Count how many lines in this material contain "React". The answer is that number alone.

-- begin Data segment --

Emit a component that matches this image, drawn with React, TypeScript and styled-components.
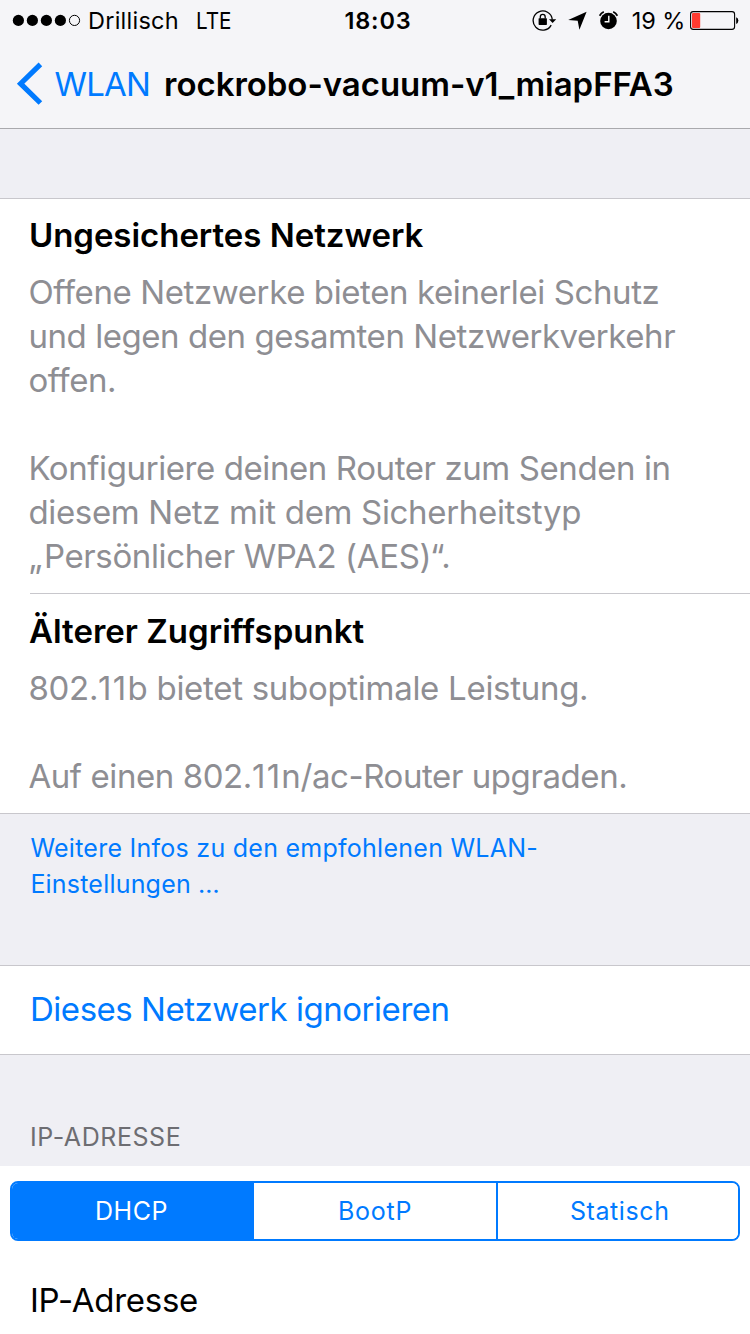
import React from "react";
import styled, { createGlobalStyle, css } from "styled-components";

const color = {
  tint: "#007aff",
  bar: "#f5f5f8",
  group: "#efeff4",
  line: "#c8c7cc",
  barLine: "#a9a9ad",
  detail: "#8e8e93",
  caption: "#6d6d72",
};

const GlobalStyle = createGlobalStyle`
  * { box-sizing: border-box; }
  body {
    margin: 0;
    background: ${color.group};
    font-family: Inter, "Liberation Sans", sans-serif;
    color: #000;
  }
`;

const Screen = styled.main`
  width: 750px;
  height: 1334px;
  overflow: hidden;
  display: flex;
  flex-direction: column;
  background: ${color.group};
`;

const Header = styled.header`
  flex: none;
  height: 129px;
  background: ${color.bar};
  border-bottom: 1px solid ${color.barLine};
`;

const StatusBar = styled.div`
  height: 40px;
  padding: 0 10px 0 12px;
  display: flex;
  align-items: center;
  font-size: 23.5px;
  line-height: 38px;
  white-space: nowrap;
  svg { flex: none; display: block; }
  span { padding-top: 2px; }
`;

const StatusLeft = styled.div`
  flex: 1 1 0;
  display: flex;
  align-items: center;
`;

const StatusRight = styled(StatusLeft)`
  justify-content: flex-end;
  gap: 11px;
`;

const Carrier = styled.span`
  margin-left: 6px;
  letter-spacing: 0.25px;
`;

const Radio = styled.span`
  margin-left: 17px;
  transform: scaleX(0.88);
  transform-origin: left;
`;

const Clock = styled.span`
  padding-left: 4px;
  font-weight: 600;
  letter-spacing: 0.8px;
`;

const Percent = styled.span`
  margin: 0 -6.2px 0 1.3px;
  letter-spacing: -0.1px;
`;

const NavBar = styled.nav`
  height: 88px;
  padding-left: 16px;
  display: flex;
  align-items: center;
  font-size: 33px;
  line-height: 44px;
  white-space: nowrap;
`;

const BackLink = styled.a`
  display: flex;
  align-items: center;
  color: ${color.tint};
  letter-spacing: -0.8px;
  svg { display: block; margin-right: 10.5px; }
`;

const Title = styled.h1`
  margin: 0 0 0 14px;
  font: inherit;
  font-weight: 600;
  letter-spacing: -0.04px;
`;

const Group = styled.section<{ $space?: number; $open?: boolean }>`
  flex: none;
  margin-top: ${(p) => p.$space ?? 0}px;
  background: #fff;
  ${(p) =>
    !p.$open &&
    css`
      border-top: 1px solid ${color.line};
      border-bottom: 1px solid ${color.line};
    `}
`;

const Notice = styled.article<{ $top: number }>`
  padding: ${(p) => p.$top}px 0 15px 28.4px;
`;

const Divider = styled.hr`
  height: 1px;
  margin: 0 0 0 30px;
  border: 0;
  background: ${color.line};
`;

const NoticeTitle = styled.h2<{ $track: number }>`
  margin: 0 0 13px 0.5px;
  font-size: 33px;
  line-height: 44px;
  font-weight: 600;
  letter-spacing: ${(p) => p.$track}px;
`;

const Paragraph = styled.p`
  margin: 0;
  font-size: 33px;
  line-height: 44px;
  color: ${color.detail};
  & + & { margin-top: 44px; }
`;

const Line = styled.span<{ $track: number }>`
  display: block;
  white-space: nowrap;
  letter-spacing: ${(p) => p.$track}px;
`;

const Loose = styled.span<{ $track: number }>`
  letter-spacing: ${(p) => p.$track}px;
`;

const FooterLink = styled.a`
  flex: none;
  padding: 16px 0 0 30.4px;
  font-size: 25px;
  line-height: 36px;
  color: ${color.tint};
`;

const ActionRow = styled.div`
  height: 88px;
  padding: 21px 0 0 30px;
  font-size: 33px;
  line-height: 44px;
  letter-spacing: -0.47px;
  color: ${color.tint};
`;

const SectionCaption = styled.h3`
  flex: none;
  margin: 0;
  padding: 64px 0 11px 30px;
  font-size: 25px;
  line-height: 36px;
  font-weight: 400;
  letter-spacing: 0.55px;
  color: ${color.caption};
`;

const Segments = styled.div`
  height: 60px;
  margin: 0 10px;
  display: grid;
  grid-template-columns: repeat(3, 1fr);
  border: 2px solid ${color.tint};
  border-radius: 8px;
  overflow: hidden;
`;

const Segment = styled.div<{ $active?: boolean; $edge?: boolean; $track: number }>`
  text-align: center;
  font-size: 25px;
  line-height: 56px;
  letter-spacing: ${(p) => p.$track}px;
  color: ${(p) => (p.$active ? "#fff" : color.tint)};
  background: ${(p) => (p.$active ? color.tint : "#fff")};
  ${(p) => p.$active && css`padding-right: 3px;`}
  ${(p) =>
    p.$edge &&
    css`
      padding-left: 3.5px;
      border-left: 2px solid ${color.tint};
    `}
`;

const AddressCell = styled.div`
  height: 168px;
  padding-top: 15px;
`;

const FieldLabel = styled.div`
  margin: 37px 0 0 30px;
  font-size: 33px;
  line-height: 44px;
  letter-spacing: -0.26px;
`;

const SignalDots = () => (
  <svg width="70" height="22" viewBox="12 9 70 22">
    {[18.4, 32.4, 46.4, 60.4].map((x) => (
      <circle key={x} cx={x} cy="20.4" r="5.6" />
    ))}
    <circle cx="74.5" cy="20.4" r="5.1" fill="none" stroke="#000" strokeWidth="1" />
  </svg>
);

const RotationLock = () => (
  <svg width="25" height="22" viewBox="532 9 25 22">
    <path d="M551.2 25.1A9.6 9.6 0 1 1 552.3 19.6" fill="none" stroke="#000" strokeWidth="1.3" />
    <path d="M549 19.2h7.2l-3.6 3.9z" />
    <rect x="538.6" y="18.2" width="8.3" height="6.7" rx="0.6" />
    <path d="M540.3 18.6v-1.7a2.45 2.45 0 0 1 4.9 0v1.7" fill="none" stroke="#000" strokeWidth="1.3" />
  </svg>
);

const LocationArrow = () => (
  <svg width="19" height="22" viewBox="568 9 19 22">
    <path d="M586.6 11.8L579.4 29.8L577.7 20.8L568.2 20.1z" />
  </svg>
);

const AlarmClock = () => (
  <svg width="21" height="22" viewBox="598 9 21 22">
    <circle cx="608.5" cy="21" r="8.3" />
    <path d="M599.6 15.8A10.3 10.3 0 0 1 603.8 11.8M613.2 11.8A10.3 10.3 0 0 1 617.4 15.8" fill="none" stroke="#000" strokeWidth="1.7" />
    <path d="M608.8 15.8v6h-4.2" fill="none" stroke="#fff" strokeWidth="1.4" />
  </svg>
);

const Battery = () => (
  <svg width="50" height="22" viewBox="690 9 50 22">
    <rect x="690.6" y="11.6" width="44" height="17.8" rx="2.6" fill="none" stroke="#000" strokeWidth="1.1" />
    <rect x="692" y="13" width="8.2" height="15" rx="1" fill="#ff3b30" />
    <path d="M736.2 17.3a3.6 3.6 0 0 1 0 6.6z" />
  </svg>
);

const BackChevron = () => (
  <svg width="28" height="44" viewBox="0 0 28 44">
    <path d="M24.4 2.4L4.6 21.7L24.4 41" fill="none" stroke="currentColor" strokeWidth="5.2" />
  </svg>
);

export default function App() {
  return (
    <Screen>
      <GlobalStyle />
      <Header>
        <StatusBar>
          <StatusLeft>
            <SignalDots />
            <Carrier>Drillisch</Carrier>
            <Radio>LTE</Radio>
          </StatusLeft>
          <Clock>18:03</Clock>
          <StatusRight>
            <RotationLock />
            <LocationArrow />
            <AlarmClock />
            <Percent>19 %</Percent>
            <Battery />
          </StatusRight>
        </StatusBar>
        <NavBar>
          <BackLink>
            <BackChevron />
            WLAN
          </BackLink>
          <Title>rockrobo-vacuum-v1_miapFFA3</Title>
        </NavBar>
      </Header>

      <Group $space={69}>
        <Notice $top={14}>
          <NoticeTitle $track={-0.04}>Ungesichertes Netzwerk</NoticeTitle>
          <Paragraph>
            <Line $track={-0.4}>Offene Netzwerke bieten keinerlei Schutz</Line>
            <Line $track={-0.44}>und legen den gesamten Netzwerkverkehr</Line>
            <Line $track={-0.4}>offen.</Line>
          </Paragraph>
          <Paragraph>
            <Line $track={-0.41}>Konfiguriere deinen Router zum Senden in</Line>
            <Line $track={-0.33}>diesem Netz mit dem Sicherheitstyp</Line>
            <Line $track={-0.37}>
              <Loose $track={1.6}>„</Loose>Persönlicher WPA2 (AES)“.
            </Line>
          </Paragraph>
        </Notice>
        <Divider />
        <Notice $top={15}>
          <NoticeTitle $track={0.02}>Älterer Zugriffspunkt</NoticeTitle>
          <Paragraph>
            <Line $track={-0.29}>
              802.<Loose $track={1.3}>11</Loose>b bietet suboptimale Leistung.
            </Line>
          </Paragraph>
          <Paragraph>
            <Line $track={-0.42}>
              Auf einen 802.<Loose $track={1.3}>11</Loose>n/ac-Router upgraden.
            </Line>
          </Paragraph>
        </Notice>
      </Group>
      <FooterLink>
        <Line $track={0.26}>Weitere Infos zu den empfohlenen WLAN-</Line>
        <Line $track={0.2}>Einstellungen …</Line>
      </FooterLink>

      <Group $space={63}>
        <ActionRow>Dieses Netzwerk ignorieren</ActionRow>
      </Group>

      <SectionCaption>IP-ADRESSE</SectionCaption>
      <Group $open>
        <AddressCell>
          <Segments>
            <Segment $active $track={0.5}>DHCP</Segment>
            <Segment $track={0.75}>BootP</Segment>
            <Segment $edge $track={0.58}>Statisch</Segment>
          </Segments>
          <FieldLabel>IP-Adresse</FieldLabel>
        </AddressCell>
      </Group>
    </Screen>
  );
}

-- end Data segment --

▶ The solution
2